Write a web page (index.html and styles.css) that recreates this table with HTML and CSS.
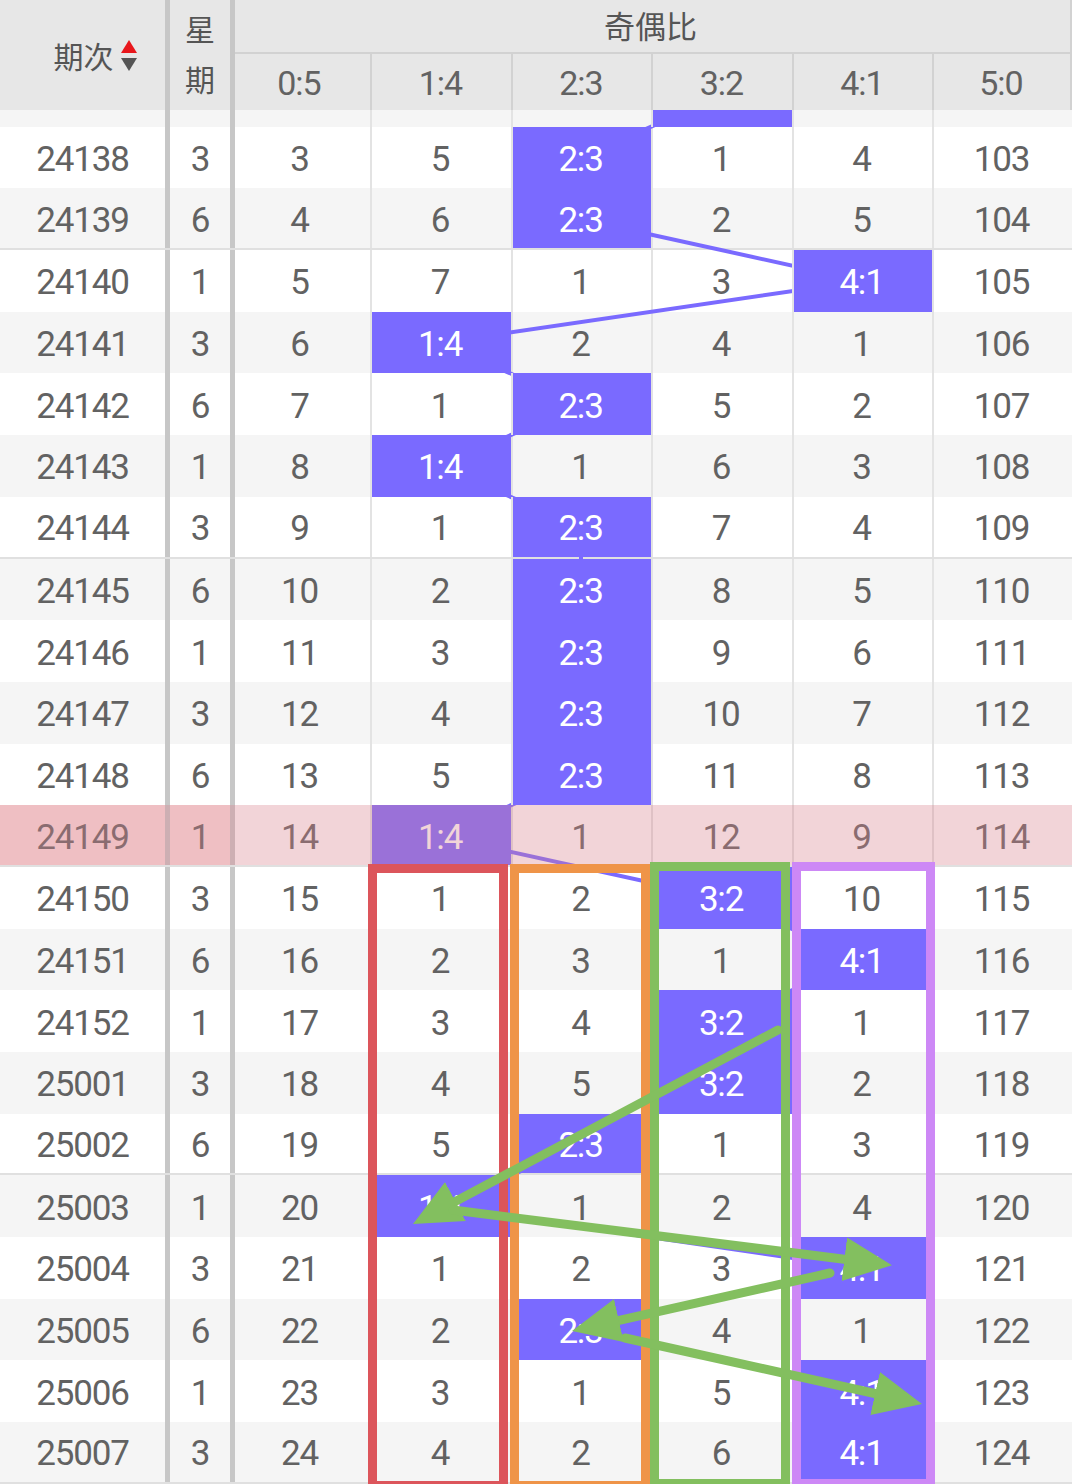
FILE: index.html
```html
<!DOCTYPE html>
<html lang="zh">
<head>
<meta charset="utf-8">
<title>奇偶比走势</title>
<link rel="stylesheet" href="styles.css">
</head>
<body>
<div class="page">
  <div class="head">
    <div class="h-issue"><span>期次</span>
      <svg class="sort" width="18" height="34" viewBox="0 0 18 34"><path d="M9 1 L17 14 L1 14 Z" fill="#e8171c"/><path d="M1 19 L17 19 L9 32 Z" fill="#555"/></svg>
    </div>
    <div class="h-sep sep-a"></div>
    <div class="h-week">星<br>期</div>
    <div class="h-sep sep-b"></div>
    <div class="h-group">奇偶比</div>
    <div class="h-sub c05">0:5</div>
    <div class="h-sub">1:4</div>
    <div class="h-sub">2:3</div>
    <div class="h-sub">3:2</div>
    <div class="h-sub">4:1</div>
    <div class="h-sub last">5:0</div>
  </div>

  <div class="body">
    <div class="rows">
      <div class="row g"><div class="c"></div><div class="s"></div><div class="c"></div><div class="s"></div><div class="c z"></div><div class="c d"></div><div class="c d"></div><div class="c d p"></div><div class="c d"></div><div class="c d"></div></div>
      <div class="row"><div class="c">24138</div><div class="s"></div><div class="c">3</div><div class="s"></div><div class="c z">3</div><div class="c d">5</div><div class="c d p">2:3</div><div class="c d">1</div><div class="c d">4</div><div class="c d">103</div></div>
      <div class="row g five"><div class="c">24139</div><div class="s"></div><div class="c">6</div><div class="s"></div><div class="c z">4</div><div class="c d">6</div><div class="c d p">2:3</div><div class="c d">2</div><div class="c d">5</div><div class="c d">104</div></div>
      <div class="row"><div class="c">24140</div><div class="s"></div><div class="c">1</div><div class="s"></div><div class="c z">5</div><div class="c d">7</div><div class="c d">1</div><div class="c d">3</div><div class="c d p">4:1</div><div class="c d">105</div></div>
      <div class="row g"><div class="c">24141</div><div class="s"></div><div class="c">3</div><div class="s"></div><div class="c z">6</div><div class="c d p">1:4</div><div class="c d">2</div><div class="c d">4</div><div class="c d">1</div><div class="c d">106</div></div>
      <div class="row"><div class="c">24142</div><div class="s"></div><div class="c">6</div><div class="s"></div><div class="c z">7</div><div class="c d">1</div><div class="c d p">2:3</div><div class="c d">5</div><div class="c d">2</div><div class="c d">107</div></div>
      <div class="row g"><div class="c">24143</div><div class="s"></div><div class="c">1</div><div class="s"></div><div class="c z">8</div><div class="c d p">1:4</div><div class="c d">1</div><div class="c d">6</div><div class="c d">3</div><div class="c d">108</div></div>
      <div class="row five"><div class="c">24144</div><div class="s"></div><div class="c">3</div><div class="s"></div><div class="c z">9</div><div class="c d">1</div><div class="c d p">2:3</div><div class="c d">7</div><div class="c d">4</div><div class="c d">109</div></div>
      <div class="row g"><div class="c">24145</div><div class="s"></div><div class="c">6</div><div class="s"></div><div class="c z">10</div><div class="c d">2</div><div class="c d p">2:3</div><div class="c d">8</div><div class="c d">5</div><div class="c d">110</div></div>
      <div class="row"><div class="c">24146</div><div class="s"></div><div class="c">1</div><div class="s"></div><div class="c z">11</div><div class="c d">3</div><div class="c d p">2:3</div><div class="c d">9</div><div class="c d">6</div><div class="c d">111</div></div>
      <div class="row g"><div class="c">24147</div><div class="s"></div><div class="c">3</div><div class="s"></div><div class="c z">12</div><div class="c d">4</div><div class="c d p">2:3</div><div class="c d">10</div><div class="c d">7</div><div class="c d">112</div></div>
      <div class="row"><div class="c">24148</div><div class="s"></div><div class="c">6</div><div class="s"></div><div class="c z">13</div><div class="c d">5</div><div class="c d p">2:3</div><div class="c d">11</div><div class="c d">8</div><div class="c d">113</div></div>
      <div class="row hl five"><div class="c fz">24149</div><div class="s"></div><div class="c fz">1</div><div class="s"></div><div class="c z">14</div><div class="c d p">1:4</div><div class="c d">1</div><div class="c d">12</div><div class="c d">9</div><div class="c d">114</div></div>
      <div class="row"><div class="c">24150</div><div class="s"></div><div class="c">3</div><div class="s"></div><div class="c z">15</div><div class="c d">1</div><div class="c d">2</div><div class="c d p">3:2</div><div class="c d">10</div><div class="c d">115</div></div>
      <div class="row g"><div class="c">24151</div><div class="s"></div><div class="c">6</div><div class="s"></div><div class="c z">16</div><div class="c d">2</div><div class="c d">3</div><div class="c d">1</div><div class="c d p">4:1</div><div class="c d">116</div></div>
      <div class="row"><div class="c">24152</div><div class="s"></div><div class="c">1</div><div class="s"></div><div class="c z">17</div><div class="c d">3</div><div class="c d">4</div><div class="c d p">3:2</div><div class="c d">1</div><div class="c d">117</div></div>
      <div class="row g"><div class="c">25001</div><div class="s"></div><div class="c">3</div><div class="s"></div><div class="c z">18</div><div class="c d">4</div><div class="c d">5</div><div class="c d p">3:2</div><div class="c d">2</div><div class="c d">118</div></div>
      <div class="row five"><div class="c">25002</div><div class="s"></div><div class="c">6</div><div class="s"></div><div class="c z">19</div><div class="c d">5</div><div class="c d p">2:3</div><div class="c d">1</div><div class="c d">3</div><div class="c d">119</div></div>
      <div class="row g"><div class="c">25003</div><div class="s"></div><div class="c">1</div><div class="s"></div><div class="c z">20</div><div class="c d p">1:4</div><div class="c d">1</div><div class="c d">2</div><div class="c d">4</div><div class="c d">120</div></div>
      <div class="row"><div class="c">25004</div><div class="s"></div><div class="c">3</div><div class="s"></div><div class="c z">21</div><div class="c d">1</div><div class="c d">2</div><div class="c d">3</div><div class="c d p">4:1</div><div class="c d">121</div></div>
      <div class="row g"><div class="c">25005</div><div class="s"></div><div class="c">6</div><div class="s"></div><div class="c z">22</div><div class="c d">2</div><div class="c d p">2:3</div><div class="c d">4</div><div class="c d">1</div><div class="c d">122</div></div>
      <div class="row"><div class="c">25006</div><div class="s"></div><div class="c">1</div><div class="s"></div><div class="c z">23</div><div class="c d">3</div><div class="c d">1</div><div class="c d">5</div><div class="c d p">4:1</div><div class="c d">123</div></div>
      <div class="row g five"><div class="c">25007</div><div class="s"></div><div class="c">3</div><div class="s"></div><div class="c z">24</div><div class="c d">4</div><div class="c d">2</div><div class="c d">6</div><div class="c d p">4:1</div><div class="c d">124</div></div>

      <svg class="trend" width="1072" height="1430" viewBox="0 0 1072 1430">
        <polyline points="721,30.85 581,92.55 581,154.25 862,215.95 440,277.65 581,339.35 440,401.05 581,462.75 581,524.45 581,586.15 581,647.85 581,709.55 440,771.25 721,832.95 862,894.65 721,956.35 721,1018.05 581,1079.75 440,1141.45 862,1203.15 581,1264.85 862,1326.55 862,1388.25" fill="none" stroke="#7a6aff" stroke-width="4" stroke-linejoin="round"/>
      </svg>
    </div>
  </div>

  <div class="box box-red"></div>
  <div class="box box-orange"></div>
  <div class="box box-green"></div>
  <div class="box box-lilac"></div>

  <svg class="arrows" width="1072" height="1484" viewBox="0 0 1072 1484">
    <defs>
      <marker id="ah" markerUnits="userSpaceOnUse" markerWidth="50" markerHeight="46" refX="18" refY="22" orient="auto">
        <path d="M0 0 L48 22 L0 44 Z" fill="#83bf5f"/>
      </marker>
    </defs>
    <g stroke="#83bf5f" stroke-width="9" stroke-linecap="round" fill="none">
      <line x1="778" y1="1030" x2="439.5" y2="1209.9" marker-end="url(#ah)"/>
      <line x1="453" y1="1210" x2="862.2" y2="1261.5" marker-end="url(#ah)"/>
      <line x1="830" y1="1273" x2="601.3" y2="1324.4" marker-end="url(#ah)"/>
      <line x1="625" y1="1338" x2="892.7" y2="1397.5" marker-end="url(#ah)"/>
    </g>
  </svg>
</div>
</body>
</html>
```

FILE: styles.css
```css
html, body {
  margin: 0;
  padding: 0;
  background: #ffffff;
  overflow: hidden;
}

.page {
  position: relative;
  width: 1072px;
  height: 1484px;
  overflow: hidden;
  font-family: Roboto, "Noto Sans", "Noto Sans CJK SC", sans-serif;
  color: #555555;
}

/* ---------- header ---------- */
.head {
  display: grid;
  grid-template-columns: 165px 5px 60px 5px 135px 141px 140px 141px 140px 1fr;
  grid-template-rows: 54px 56px;
  height: 110px;
  background: #e7e7e7;
  font-family: "Noto Sans CJK SC", "Noto Sans", sans-serif;
  color: #555555;
}

.h-issue {
  grid-column: 1;
  grid-row: 1 / 3;
  display: flex;
  align-items: center;
  justify-content: center;
  padding-left: 26px;
  gap: 6px;
  font-size: 30px;
}

.sort {
  display: block;
  margin-top: 2px;
}

.h-sep {
  grid-row: 1 / 3;
  background: #c7c7c7;
}
.sep-a { grid-column: 2; }
.sep-b { grid-column: 4; }

.h-week {
  grid-column: 3;
  grid-row: 1 / 3;
  display: flex;
  align-items: center;
  justify-content: center;
  text-align: center;
  font-size: 30px;
  line-height: 50px;
  padding-bottom: 4px;
}

.h-group {
  grid-column: 5 / 11;
  grid-row: 1;
  display: flex;
  align-items: center;
  justify-content: center;
  font-size: 31px;
  border-bottom: 2px solid #d2d2d2;
  border-right: 2px solid #d2d2d2;
  padding-bottom: 4px;
  padding-right: 4px;
}

.h-sub {
  grid-row: 2;
  display: flex;
  align-items: center;
  justify-content: center;
  font-family: Roboto, "Noto Sans", sans-serif;
  font-weight: 400;
  font-size: 34px;
  letter-spacing: -1px;
  color: #626262;
  border-left: 2px solid #d2d2d2;
  padding-top: 2px;
  padding-right: 2px;
}
.h-sub.c05 { border-left: none; padding-right: 7px; }
.h-sub.last { border-right: 2px solid #d2d2d2; }

/* ---------- body ---------- */
.body {
  height: 1374px;
  overflow: hidden;
}

.rows {
  position: relative;
  margin-top: -45px;
}

.row {
  display: grid;
  grid-template-columns: 165px 5px 60px 5px 135px 141px 140px 141px 140px 1fr;
  height: 61.7px;
  box-sizing: border-box;
  background: #ffffff;
  font-weight: 400;
  font-size: 35px;
  letter-spacing: -1.2px;
  color: #626262;
}

.row.g { background: #f5f5f5; }
.row.five { border-bottom: 2px solid #e0e0e0; }

.c {
  display: flex;
  align-items: center;
  justify-content: center;
  padding-top: 4px;
}

.s { background: #c7c7c7; }

.z { padding-right: 6px; }

.d {
  border-left: 2px solid #e3e3e3;
  padding-right: 3px;
}

.p {
  position: relative;
  z-index: 2;
  background: #7a6aff;
  color: #ffffff;
}

/* highlighted (current) row */
.row.hl { position: relative; }
.row.hl .fz { background: #fae0df; }
.row.hl::after {
  content: "";
  position: absolute;
  left: 0;
  top: 0;
  right: 0;
  bottom: 0;
  background: rgba(217, 130, 140, 0.34);
  z-index: 3;
}

.trend {
  position: absolute;
  left: 0;
  top: 0;
  z-index: 1;
  pointer-events: none;
}

/* ---------- annotation overlays ---------- */
.box {
  position: absolute;
  box-sizing: border-box;
  border: 9px solid;
  z-index: 10;
  height: 626px;
}
.box-red    { left: 368px; top: 864px; width: 140px; border-color: #dc555b; }
.box-orange { left: 510px; top: 864px; width: 140px; border-color: #ef9448; }
.box-green  { left: 650px; top: 862px; width: 140px; border-color: #83bf5f; }
.box-lilac  { left: 792px; top: 862px; width: 143px; border-color: #cd88f6; }

.arrows {
  position: absolute;
  left: 0;
  top: 0;
  z-index: 11;
  pointer-events: none;
}
```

________________

• DESCRIPTION OF THE TASK: Identify all lines where the word "styles" shows up. Copy them.

• RESPONSE TO THIS TASK:
Write a web page (index.html and styles.css) that recreates this table with HTML and CSS.
<link rel="stylesheet" href="styles.css">
FILE: styles.css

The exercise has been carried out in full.